* [Written task] Write the data out again, character for character, with no images.
-- begin --
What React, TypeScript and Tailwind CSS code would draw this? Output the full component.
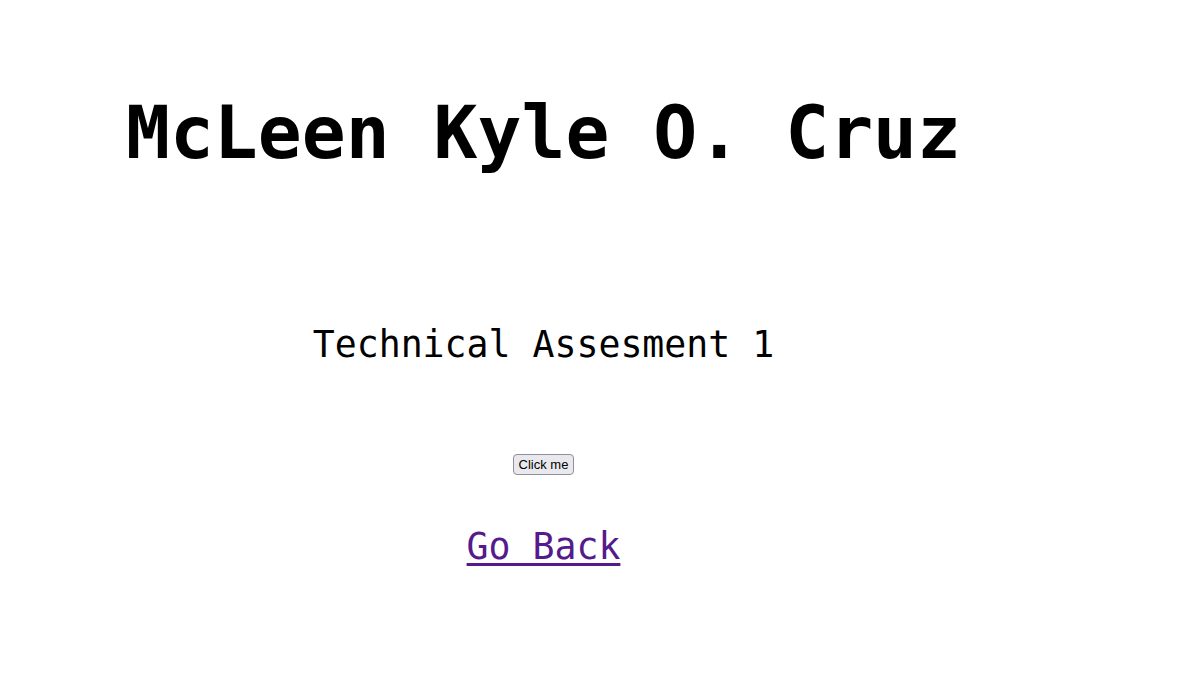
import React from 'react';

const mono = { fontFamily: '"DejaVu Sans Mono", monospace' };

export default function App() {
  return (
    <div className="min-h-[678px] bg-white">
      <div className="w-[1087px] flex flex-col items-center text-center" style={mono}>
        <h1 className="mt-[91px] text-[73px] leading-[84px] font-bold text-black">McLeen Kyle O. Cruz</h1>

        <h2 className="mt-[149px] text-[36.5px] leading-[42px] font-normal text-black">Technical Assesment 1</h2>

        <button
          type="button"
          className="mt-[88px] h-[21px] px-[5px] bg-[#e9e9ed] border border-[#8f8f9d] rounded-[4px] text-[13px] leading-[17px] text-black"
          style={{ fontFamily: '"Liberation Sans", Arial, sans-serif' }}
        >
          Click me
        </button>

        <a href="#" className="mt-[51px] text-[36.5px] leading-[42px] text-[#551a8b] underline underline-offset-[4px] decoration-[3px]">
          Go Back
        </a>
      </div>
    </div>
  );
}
-- end --
* [Response]
What React, TypeScript and Tailwind CSS code would draw this? Output the full component.
import React from 'react';

const mono = { fontFamily: '"DejaVu Sans Mono", monospace' };

export default function App() {
  return (
    <div className="min-h-[678px] bg-white">
      <div className="w-[1087px] flex flex-col items-center text-center" style={mono}>
        <h1 className="mt-[91px] text-[73px] leading-[84px] font-bold text-black">McLeen Kyle O. Cruz</h1>

        <h2 className="mt-[149px] text-[36.5px] leading-[42px] font-normal text-black">Technical Assesment 1</h2>

        <button
          type="button"
          className="mt-[88px] h-[21px] px-[5px] bg-[#e9e9ed] border border-[#8f8f9d] rounded-[4px] text-[13px] leading-[17px] text-black"
          style={{ fontFamily: '"Liberation Sans", Arial, sans-serif' }}
        >
          Click me
        </button>

        <a href="#" className="mt-[51px] text-[36.5px] leading-[42px] text-[#551a8b] underline underline-offset-[4px] decoration-[3px]">
          Go Back
        </a>
      </div>
    </div>
  );
}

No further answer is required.